Bacaan Tawasul bisa dibaca di sini: Tawasul
Hikmah di Balik Tahlilan
Terlepas dari perdebatan hukum, tradisi tahlilan 7 hari menyimpan beberapa hikmah sosial dan spiritual:
- Mendoakan almarhum
Tahlilan menjadi sarana keluarga untuk mengirim doa kepada yang telah meninggal. Keyakinan ini memberi ketenangan bagi keluarga yang ditinggalkan. - Menguatkan silaturahmi
Kehadiran para tetangga, kerabat, dan jamaah dalam tahlilan memperkuat ikatan sosial. Dukungan moral sangat penting bagi keluarga yang sedang berduka. - Media dakwah dan zikir
Tahlilan juga menjadi ajang masyarakat untuk berkumpul, membaca Al-Qur’an, dan berzikir. Hal ini secara tidak langsung menumbuhkan kesadaran keagamaan. - Sedekah dan berbagi rezeki
Jamuan sederhana dalam acara tahlilan bisa dihitung sebagai bentuk sedekah keluarga almarhum. Dengan demikian, ada amal tambahan selain doa.

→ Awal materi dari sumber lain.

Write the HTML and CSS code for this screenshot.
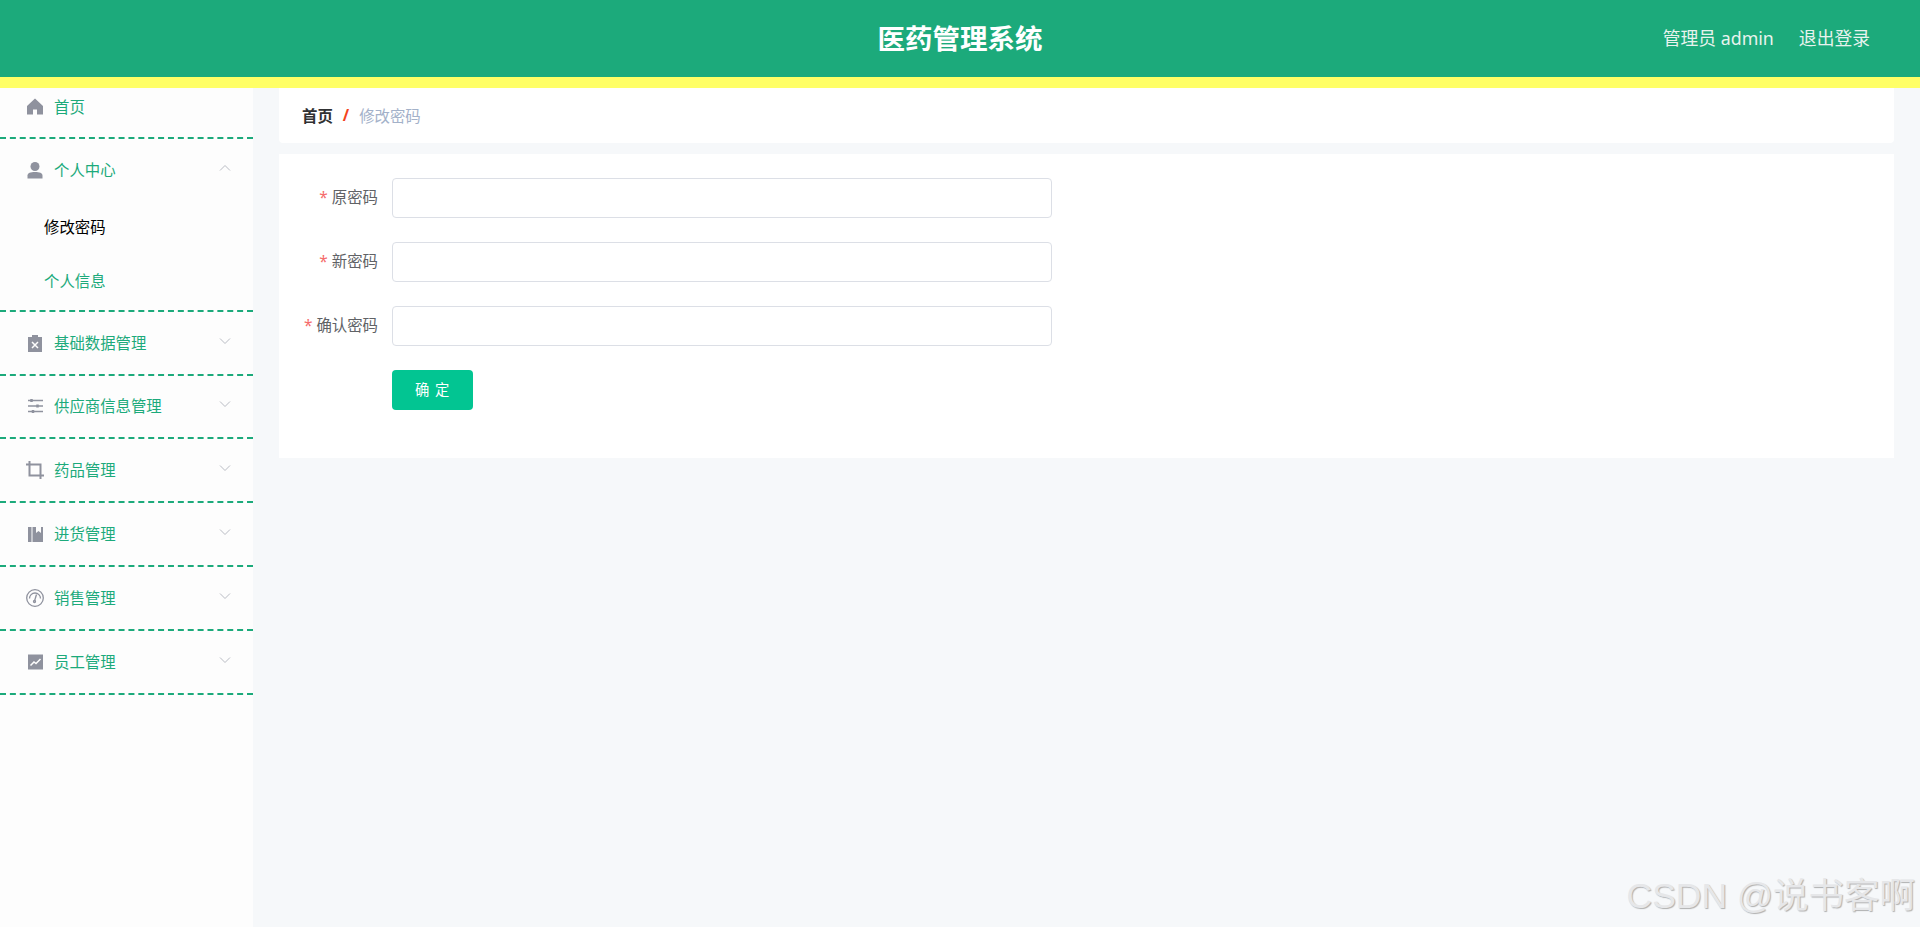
FILE: index.html
```html
<!DOCTYPE html>
<html lang="zh-CN">
<head>
  <meta charset="UTF-8" />
  <meta name="viewport" content="width=device-width, initial-scale=1" />
  <title>医药管理系统</title>
  <link rel="stylesheet" href="styles.css">
</head>
<body>

  <header class="topbar">
    <div></div>
    <div class="topbar-title">医药管理系统</div>
    <div class="topbar-user">
      <span>管理员 admin</span>
      <span>退出登录</span>
    </div>
  </header>

  <div class="layout">
    <!-- Sidebar -->
    <aside class="sidebar">
      <div class="menu-item">
        <div class="menu-title menu-title-home">
          <svg class="icon" viewBox="0 0 18 18"><path d="M9 .5 1 8v8.500h6v-5h4v5h6V8z"/></svg>
          <span class="menu-text">首页</span>
        </div>
      </div>

      <div class="menu-item">
        <div class="menu-title">
          <svg class="icon" viewBox="0 0 18 18"><circle cx="9" cy="5.500" r="4.500"/><path d="M1.500 17.500v-3c0-2.500 3-3.500 7.500-3.500s7.500 1 7.500 3.500v3z"/></svg>
          <span class="menu-text">个人中心</span>
          <svg class="arrow" viewBox="0 0 12 8"><path d="M1 6.500 6 1.500l5 5"/></svg>
        </div>
        <div class="submenu-item submenu-active">修改密码</div>
        <div class="submenu-item">个人信息</div>
      </div>

      <div class="menu-item">
        <div class="menu-title">
          <svg class="icon" viewBox="0 0 18 18"><path d="M2 3h4V1h6v2h4v15H2z"/><path class="icon-cut" d="M6 8l6 6m0-6-6 6"/></svg>
          <span class="menu-text">基础数据管理</span>
          <svg class="arrow" viewBox="0 0 12 8"><path d="M1 1.500 6 6.500l5-5"/></svg>
        </div>
      </div>

      <div class="menu-item">
        <div class="menu-title">
          <svg class="icon icon-line" viewBox="0 0 18 18"><path d="M2 3.500h15M2 9h15M2 14.500h15"/><path class="icon-knob" d="M5.500 2v3M11.500 7.500v3M7 13v3"/></svg>
          <span class="menu-text">供应商信息管理</span>
          <svg class="arrow" viewBox="0 0 12 8"><path d="M1 1.500 6 6.500l5-5"/></svg>
        </div>
      </div>

      <div class="menu-item">
        <div class="menu-title">
          <svg class="icon icon-line icon-crop" viewBox="0 0 18 18"><path d="M3.500 0v14.500H18M0 3.500h14.500V18"/></svg>
          <span class="menu-text">药品管理</span>
          <svg class="arrow" viewBox="0 0 12 8"><path d="M1 1.500 6 6.500l5-5"/></svg>
        </div>
      </div>

      <div class="menu-item">
        <div class="menu-title">
          <svg class="icon" viewBox="0 0 18 18"><path d="M2 2h3.500v15H2zM6.500 2H10v6l2.500-2L15 8V2h2v15H6.500z"/></svg>
          <span class="menu-text">进货管理</span>
          <svg class="arrow" viewBox="0 0 12 8"><path d="M1 1.500 6 6.500l5-5"/></svg>
        </div>
      </div>

      <div class="menu-item">
        <div class="menu-title">
          <svg class="icon icon-line icon-gauge" viewBox="0 0 18 18"><circle cx="9" cy="9" r="8.300"/><path d="M3.500 9.500a5.500 5.500 0 0 1 11 0"/><path d="M10.500 5.500 8.500 12"/><circle cx="8.500" cy="12.500" r="1"/></svg>
          <span class="menu-text">销售管理</span>
          <svg class="arrow" viewBox="0 0 12 8"><path d="M1 1.500 6 6.500l5-5"/></svg>
        </div>
      </div>

      <div class="menu-item">
        <div class="menu-title">
          <svg class="icon" viewBox="0 0 18 18"><path d="M2 1.500h15v15H2z"/><path class="icon-cut" d="M4.500 12.500 8 9l2 1.500L14.500 6"/></svg>
          <span class="menu-text">员工管理</span>
          <svg class="arrow" viewBox="0 0 12 8"><path d="M1 1.500 6 6.500l5-5"/></svg>
        </div>
      </div>
    </aside>

    <!-- Content -->
    <main class="content">
      <nav class="breadcrumb">
        <span class="crumb-home">首页</span>
        <span class="crumb-sep">/</span>
        <span class="crumb-current">修改密码</span>
      </nav>

      <form class="card">
        <div class="form-row">
          <label class="form-label" for="oldPwd"><i>*</i>原密码</label>
          <input class="form-input" type="password" id="oldPwd" />
        </div>
        <div class="form-row">
          <label class="form-label" for="newPwd"><i>*</i>新密码</label>
          <input class="form-input" type="password" id="newPwd" />
        </div>
        <div class="form-row">
          <label class="form-label" for="confirmPwd"><i>*</i>确认密码</label>
          <input class="form-input" type="password" id="confirmPwd" />
        </div>
        <div class="form-row form-row-last">
          <div class="form-label"></div>
          <button class="btn-submit" type="button">确 定</button>
        </div>
      </form>
    </main>
  </div>

  <div class="watermark">CSDN @说书客啊</div>

</body>
</html>
```
FILE: styles.css
```css
body {
  margin: 0;
  height: 927px;
  overflow: hidden;
  font-family: "Noto Sans", "Noto Sans CJK SC", sans-serif;
  font-size: 15.4px;
  background: #f6f8fa;
  color: #606266;
}

/* Header */
.topbar {
  height: 77px;
  border-bottom: 11px solid #ffff66;
  background: #1caa7b;
  color: #fff;
  display: grid;
  grid-template-columns: 1fr auto 1fr;
  align-items: center;
}

.topbar-title {
  font-size: 27.500px;
  font-weight: 700;
  margin-bottom: 3px;
}

.topbar-user {
  display: flex;
  justify-content: flex-end;
  gap: 25px;
  padding-right: 50px;
  font-size: 17.800px;
  color: #e8f3ee;
  margin-top: -3px;
}

/* Layout */
.layout {
  display: flex;
  height: 839px;
}

.sidebar {
  width: 253px;
  flex-shrink: 0;
  background: #fdfdfd;
}

.menu-item {
  border-bottom: 2px dashed #1caa7b;
}

.menu-title {
  height: 61.800px;
  padding: 0 22px 0 26px;
  display: flex;
  align-items: center;
  color: #1caa7b;
}

.menu-title-home {
  height: 38px;
  padding-bottom: 11px;
}

.menu-text {
  margin-bottom: 1px;
}

.icon {
  width: 18px;
  height: 18px;
  margin-right: 10px;
  fill: #8f929e;
  flex-shrink: 0;
}

.icon-cut {
  fill: none;
  stroke: #fdfdfd;
  stroke-width: 1.500;
}

.icon-line {
  fill: none;
  stroke: #8f929e;
  stroke-width: 1.500;
}

.icon-knob {
  stroke-width: 2.500;
}

.icon-crop {
  stroke-width: 2;
}

.icon-gauge {
  stroke-width: 1.300;
}

.arrow {
  width: 12px;
  height: 8px;
  margin-left: auto;
  margin-bottom: 4px;
  fill: none;
  stroke: #b9bcc4;
  stroke-width: 1;
}

.submenu-item {
  height: 54.500px;
  line-height: 54px;
  padding-left: 44px;
  color: #1caa7b;
}

.submenu-active {
  color: #000;
}

/* Content */
.content {
  flex: 1;
  padding: 0 26px;
}

.breadcrumb {
  height: 55px;
  margin-bottom: 11px;
  padding-left: 23px;
  display: flex;
  align-items: center;
  background: #fff;
  border-radius: 0 0 4px 4px;
}

.crumb-home {
  color: #303133;
  font-weight: 700;
}

.crumb-sep {
  margin: 0 10px;
  color: #f4441c;
  font-weight: 700;
}

.crumb-current {
  color: #a3b1c9;
}

.card {
  padding: 24px 0 48px;
  background: #fff;
}

.form-row {
  display: flex;
  align-items: center;
  margin-bottom: 24px;
}

.form-row-last {
  margin-bottom: 0;
}

.form-label {
  width: 99px;
  margin-right: 14px;
  margin-bottom: 3px;
  text-align: right;
  flex-shrink: 0;
}

.form-label i {
  margin-right: 4px;
  color: #f56c6c;
  font-style: normal;
}

.form-input {
  width: 660px;
  height: 40px;
  box-sizing: border-box;
  border: 1px solid #dcdfe6;
  border-radius: 4px;
  background: #fff;
}

.btn-submit {
  width: 81px;
  height: 40px;
  padding: 0 0 3px;
  border: none;
  border-radius: 4px;
  background: #02c592;
  color: #fff;
  font-family: inherit;
  font-size: 14.300px;
  letter-spacing: 0.5px;
  word-spacing: 1px;
}

.watermark {
  position: absolute;
  right: 5px;
  bottom: 9px;
  font-family: "Liberation Sans", "Noto Sans CJK SC", sans-serif;
  font-size: 35.500px;
  color: #e6e7e9;
  text-shadow: 1px 1px 1px #b0b0b0;
}
```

Syarat Agar Tahlilan Tidak Keliru
Agar tahlilan tetap berada pada koridor syariat, ada beberapa hal yang sebaiknya diperhatikan:
- Tidak meyakini bahwa 7 hari atau 40 hari adalah kewajiban agama. Itu murni tradisi.
- Tidak berlebihan dalam jamuan, sehingga memberatkan keluarga yang sedang berduka.
- Meluruskan niat bahwa inti dari tahlilan adalah doa, bukan sekadar acara sosial.
- Mengisi dengan bacaan yang jelas bermanfaat: Al-Qur’an, zikir, shalawat, dan doa.
Kesimpulan
Hukum tahlilan 7 hari adalah masalah ijtihadiyah yang diperselisihkan ulama. Kelompok yang membolehkan menilai bahwa doa bersama dan membaca Al-Qur’an jelas berpahala, sedangkan penentuan hari ke-7 hanyalah bagian dari adat. Sementara yang menolak berargumen bahwa penentuan waktu tanpa dalil bisa dikategorikan bid’ah.
Bagi masyarakat, sikap terbaik adalah tidak saling menyalahkan. Bagi yang meyakini boleh, lakukan dengan niat ikhlas, sederhana, dan penuh doa. Bagi yang tidak sependapat, tetaplah menghormati tradisi orang lain. Pada akhirnya, yang terpenting adalah doa tulus untuk almarhum, amal saleh yang berkelanjutan, dan ketakwaan yang terus dijaga.